AIM OF THE TASK: From the material below, list every line containing "styles".
☆ ☆ ☆
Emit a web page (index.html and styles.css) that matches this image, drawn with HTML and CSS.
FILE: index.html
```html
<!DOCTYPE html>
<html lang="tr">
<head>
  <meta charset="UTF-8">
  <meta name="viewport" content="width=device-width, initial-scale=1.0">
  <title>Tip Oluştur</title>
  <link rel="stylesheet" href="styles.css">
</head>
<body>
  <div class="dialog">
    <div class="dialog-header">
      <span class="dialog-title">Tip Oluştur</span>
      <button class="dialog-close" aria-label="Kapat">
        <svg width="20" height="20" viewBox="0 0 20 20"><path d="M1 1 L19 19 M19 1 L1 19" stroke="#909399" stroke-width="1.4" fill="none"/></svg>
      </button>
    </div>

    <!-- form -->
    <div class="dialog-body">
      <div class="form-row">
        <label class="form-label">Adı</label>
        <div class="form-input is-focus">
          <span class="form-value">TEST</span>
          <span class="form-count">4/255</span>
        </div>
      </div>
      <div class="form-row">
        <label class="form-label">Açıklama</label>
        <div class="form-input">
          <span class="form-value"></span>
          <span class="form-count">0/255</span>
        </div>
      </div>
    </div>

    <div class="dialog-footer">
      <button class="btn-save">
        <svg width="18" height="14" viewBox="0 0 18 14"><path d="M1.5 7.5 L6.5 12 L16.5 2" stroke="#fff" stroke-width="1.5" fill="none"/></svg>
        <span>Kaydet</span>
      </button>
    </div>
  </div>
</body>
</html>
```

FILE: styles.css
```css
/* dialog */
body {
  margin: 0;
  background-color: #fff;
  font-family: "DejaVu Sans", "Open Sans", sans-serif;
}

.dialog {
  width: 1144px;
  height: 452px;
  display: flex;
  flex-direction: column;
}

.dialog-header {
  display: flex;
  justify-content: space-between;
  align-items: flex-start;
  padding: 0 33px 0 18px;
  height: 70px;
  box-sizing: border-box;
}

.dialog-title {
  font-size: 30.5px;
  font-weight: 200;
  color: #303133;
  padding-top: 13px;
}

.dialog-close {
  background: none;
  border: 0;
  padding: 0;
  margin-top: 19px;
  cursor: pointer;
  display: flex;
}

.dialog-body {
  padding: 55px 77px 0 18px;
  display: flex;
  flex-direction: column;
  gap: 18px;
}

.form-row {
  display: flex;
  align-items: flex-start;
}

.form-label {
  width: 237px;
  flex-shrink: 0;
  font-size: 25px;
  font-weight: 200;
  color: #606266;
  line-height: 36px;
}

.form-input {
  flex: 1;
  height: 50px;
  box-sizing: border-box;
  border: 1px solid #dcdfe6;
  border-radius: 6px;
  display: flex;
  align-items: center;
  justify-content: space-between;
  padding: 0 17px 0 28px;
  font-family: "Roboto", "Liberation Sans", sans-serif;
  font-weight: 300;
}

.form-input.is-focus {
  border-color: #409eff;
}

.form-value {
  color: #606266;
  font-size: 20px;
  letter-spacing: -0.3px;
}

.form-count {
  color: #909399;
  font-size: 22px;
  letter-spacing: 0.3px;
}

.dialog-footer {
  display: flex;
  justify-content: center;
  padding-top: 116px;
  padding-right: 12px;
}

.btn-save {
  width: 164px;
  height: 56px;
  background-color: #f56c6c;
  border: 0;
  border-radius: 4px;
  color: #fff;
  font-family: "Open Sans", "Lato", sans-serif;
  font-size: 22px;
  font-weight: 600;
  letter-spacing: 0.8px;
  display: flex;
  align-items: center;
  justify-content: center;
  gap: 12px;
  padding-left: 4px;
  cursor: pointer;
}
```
☆ ☆ ☆
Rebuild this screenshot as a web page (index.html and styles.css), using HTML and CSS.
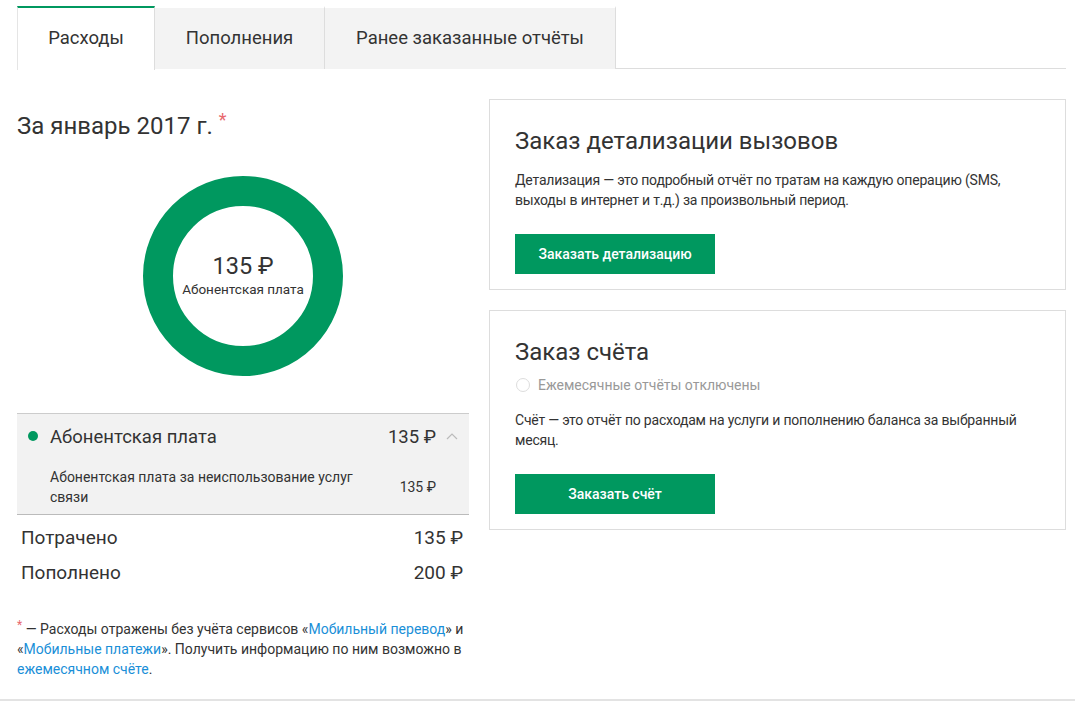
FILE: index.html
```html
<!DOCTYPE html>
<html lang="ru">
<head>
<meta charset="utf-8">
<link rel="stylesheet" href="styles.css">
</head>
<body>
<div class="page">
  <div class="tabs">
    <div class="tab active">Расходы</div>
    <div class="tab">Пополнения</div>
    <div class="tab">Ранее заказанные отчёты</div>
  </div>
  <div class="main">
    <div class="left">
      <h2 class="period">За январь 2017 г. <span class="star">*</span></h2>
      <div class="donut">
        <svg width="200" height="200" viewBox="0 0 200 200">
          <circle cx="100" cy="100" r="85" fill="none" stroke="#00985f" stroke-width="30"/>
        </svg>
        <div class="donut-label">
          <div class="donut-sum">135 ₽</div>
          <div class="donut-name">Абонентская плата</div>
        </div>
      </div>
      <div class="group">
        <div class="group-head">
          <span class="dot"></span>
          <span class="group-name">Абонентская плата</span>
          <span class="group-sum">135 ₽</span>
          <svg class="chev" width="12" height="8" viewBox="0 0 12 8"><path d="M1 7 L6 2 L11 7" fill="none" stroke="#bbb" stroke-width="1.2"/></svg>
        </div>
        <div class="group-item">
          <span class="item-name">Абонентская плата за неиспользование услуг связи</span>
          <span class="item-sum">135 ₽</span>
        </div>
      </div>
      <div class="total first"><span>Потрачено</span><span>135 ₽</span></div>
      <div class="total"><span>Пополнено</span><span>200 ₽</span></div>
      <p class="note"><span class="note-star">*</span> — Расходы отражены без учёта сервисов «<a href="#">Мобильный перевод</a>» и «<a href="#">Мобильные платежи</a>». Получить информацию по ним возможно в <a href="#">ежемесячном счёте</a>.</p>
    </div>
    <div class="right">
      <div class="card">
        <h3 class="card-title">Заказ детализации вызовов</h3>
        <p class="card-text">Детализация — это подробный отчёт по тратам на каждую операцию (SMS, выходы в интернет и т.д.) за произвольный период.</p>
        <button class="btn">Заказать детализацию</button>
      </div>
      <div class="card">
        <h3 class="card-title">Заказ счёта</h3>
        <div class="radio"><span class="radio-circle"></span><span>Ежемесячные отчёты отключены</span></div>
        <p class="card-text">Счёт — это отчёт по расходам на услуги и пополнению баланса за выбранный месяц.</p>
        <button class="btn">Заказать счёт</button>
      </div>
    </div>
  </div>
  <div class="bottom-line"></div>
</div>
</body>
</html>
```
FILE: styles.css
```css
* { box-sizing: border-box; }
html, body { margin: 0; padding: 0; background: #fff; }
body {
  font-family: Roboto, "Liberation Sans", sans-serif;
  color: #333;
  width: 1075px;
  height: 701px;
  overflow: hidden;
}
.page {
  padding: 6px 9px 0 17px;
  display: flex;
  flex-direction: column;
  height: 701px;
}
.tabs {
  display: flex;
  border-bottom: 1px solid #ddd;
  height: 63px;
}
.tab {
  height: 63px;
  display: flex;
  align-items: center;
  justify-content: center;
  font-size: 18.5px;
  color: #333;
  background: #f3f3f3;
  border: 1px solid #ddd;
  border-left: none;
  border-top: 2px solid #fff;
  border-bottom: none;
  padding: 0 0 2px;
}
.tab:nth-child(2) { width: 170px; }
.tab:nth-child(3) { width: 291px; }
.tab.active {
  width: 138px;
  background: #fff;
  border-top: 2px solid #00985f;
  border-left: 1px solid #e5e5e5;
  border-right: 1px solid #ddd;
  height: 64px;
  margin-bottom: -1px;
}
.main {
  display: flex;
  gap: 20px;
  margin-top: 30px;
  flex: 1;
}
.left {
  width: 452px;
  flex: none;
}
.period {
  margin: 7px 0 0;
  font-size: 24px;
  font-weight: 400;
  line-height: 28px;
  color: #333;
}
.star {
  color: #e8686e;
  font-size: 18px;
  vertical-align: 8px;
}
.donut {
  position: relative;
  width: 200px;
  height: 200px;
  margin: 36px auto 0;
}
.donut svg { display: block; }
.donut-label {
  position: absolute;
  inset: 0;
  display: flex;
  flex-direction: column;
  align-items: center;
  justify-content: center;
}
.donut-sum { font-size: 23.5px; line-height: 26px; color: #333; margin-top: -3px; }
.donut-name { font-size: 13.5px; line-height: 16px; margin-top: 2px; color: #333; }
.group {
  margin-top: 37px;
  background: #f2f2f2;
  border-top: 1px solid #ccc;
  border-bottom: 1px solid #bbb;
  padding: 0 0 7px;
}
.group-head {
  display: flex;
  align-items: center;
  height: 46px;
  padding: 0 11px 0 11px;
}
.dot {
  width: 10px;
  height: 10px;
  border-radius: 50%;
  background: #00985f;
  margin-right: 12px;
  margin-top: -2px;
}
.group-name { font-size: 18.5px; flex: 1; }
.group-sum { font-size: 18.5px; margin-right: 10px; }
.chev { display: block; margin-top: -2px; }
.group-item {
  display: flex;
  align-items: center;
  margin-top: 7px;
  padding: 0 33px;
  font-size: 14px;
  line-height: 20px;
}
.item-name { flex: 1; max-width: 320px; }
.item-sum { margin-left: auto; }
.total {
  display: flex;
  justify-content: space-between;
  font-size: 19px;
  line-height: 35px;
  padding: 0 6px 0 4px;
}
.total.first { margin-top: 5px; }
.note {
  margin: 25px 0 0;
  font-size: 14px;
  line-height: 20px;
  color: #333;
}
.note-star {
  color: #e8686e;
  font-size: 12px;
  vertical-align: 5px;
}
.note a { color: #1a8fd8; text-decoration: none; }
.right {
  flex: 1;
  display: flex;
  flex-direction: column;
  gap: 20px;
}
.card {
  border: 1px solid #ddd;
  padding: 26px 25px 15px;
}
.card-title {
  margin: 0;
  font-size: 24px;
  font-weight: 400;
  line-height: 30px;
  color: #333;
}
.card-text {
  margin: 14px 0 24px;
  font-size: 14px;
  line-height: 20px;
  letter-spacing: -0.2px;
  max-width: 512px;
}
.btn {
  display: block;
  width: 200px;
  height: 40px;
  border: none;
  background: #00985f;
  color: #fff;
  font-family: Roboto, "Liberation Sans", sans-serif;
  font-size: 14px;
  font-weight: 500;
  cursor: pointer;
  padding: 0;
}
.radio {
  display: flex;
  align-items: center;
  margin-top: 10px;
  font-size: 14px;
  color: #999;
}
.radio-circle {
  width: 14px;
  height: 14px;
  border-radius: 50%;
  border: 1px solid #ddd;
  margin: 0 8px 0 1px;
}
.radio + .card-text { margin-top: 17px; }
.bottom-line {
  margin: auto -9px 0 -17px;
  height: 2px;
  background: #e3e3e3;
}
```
☆ ☆ ☆
SOLUTION TO THIS TASK:
Emit a web page (index.html and styles.css) that matches this image, drawn with HTML and CSS.
  <link rel="stylesheet" href="styles.css">
FILE: styles.css
Rebuild this screenshot as a web page (index.html and styles.css), using HTML and CSS.
<link rel="stylesheet" href="styles.css">
FILE: styles.css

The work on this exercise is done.